Fixing the NHS – some thoughts based on my experience of the German Healthcare system

At the Chemist!This is a very different topic to the ones I normally post! But a recent Facebook discussion on the ills of the NHS in the UK have been apparent to me for many years now – my recent move to Germany highlights the way that you can get great healthcare,

One of the biggest complaints I see in the press today is about NHS funding – and for me, that’s where the problem lies. I see so many comments like “the government isn’t putting enough funding in place” but let’s remember, it’s not the government that funds the NHS, it is you, the taxpayer! So when you say the state isn’t paying enough, what you are really saying is “I am not paying enough!”.

And that is where the German system is so much better! Funding for healthcare is all done through the various “Krankenkasse” – an insured scheme whereby the funding for healthcare is isolated from your general taxation. And yes, I have to pay a lot for it – but isn’t that the best way to ensure that the service I receive is top class? None of my payments to healthcare get diverted to fund illegal wars & there is no variation from one county or country to another if I need specific drugs. Pensions and long term care are also separately funded and unlike the UK’s National Insurance Scheme, there is no shortfall between funds coming in and payments going out.

The quality and speed of getting access to medical help is vastly different to the UK – here’s a comparison based on my own experience here: (for those that don;t know me, I have had a long association with nasal polyps!)

NHS- Make appointment to see GP, undergo treatment based on his general experience, eventually, get a referral to a Consultant and wait 6-9 weeks to see him. If X-rays or CT scan needed prior to that, make an appointment separately to get that done.  Any prescription charged at £8.05 per item

NHS + Private Medical Insurance – Make an appointment to see GP, ask for the referral straight away, get an appointment within a couple of weeks. X-ray equipment on site, CT Scan wait was just 1 week.Any prescription costs are at cost price of the drug – for many items, this may be lower than the NHS prescription charge. if not, a smart Consultant will write you up for enough for a few days and refer you back to your GP where you can then have further prescriptions at £8.05 per item.
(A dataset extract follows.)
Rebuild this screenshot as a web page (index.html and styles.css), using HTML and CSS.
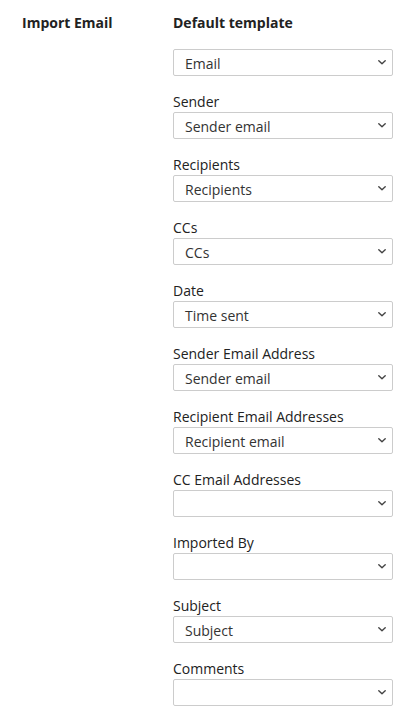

Germany – without an appointment or referral, go direct to an ENT specialist and simply present your health insurance card. I had to wait just 30 minutes to see a Consultant who had all of the specialist equipment on site. Prescription charge (which does depend on which insurer you are with) just €5 regardless of how many items.

As you can see, a superior experience than I ever had in the UK even with BUPA cover in place!

Of course, many will ask “What about the unemployed and low income families”? Premiums for the Krankenkasse are based on income and if you choose one of the State approved schemes (there are 2), the premiums are also regulated by the State. If you are unemployed, you will be covered for your healthcare under the separate payment you have to make towards Unemployment Benefit.

So in summary, healthcare funding is ring-fenced to ensure a properly funded healthcare system. And in my opinion, that is exactly what is needed in the UK to get the NHS back on track. National Insurance payments need to be also ring-fenced and at a level that can sustain the service we all want to receive. That will mean people earning more pay more – I’m not a Labour supporter but even they ought to approve of that!

The NHS funding problems cannot be fixed without a radical overhaul of the National Insurance scheme with a focus on employer/employee contributions being at a level where a proper service can be delivered. If we really want a world class healthcare system in the UK, it is we, the taxpayers (and yes, I am currently still paying some UK tax!) who have to accept that we have a part to play in this through more realistic contributions into a a scheme where we can be sure that our payments all go towards healthcare.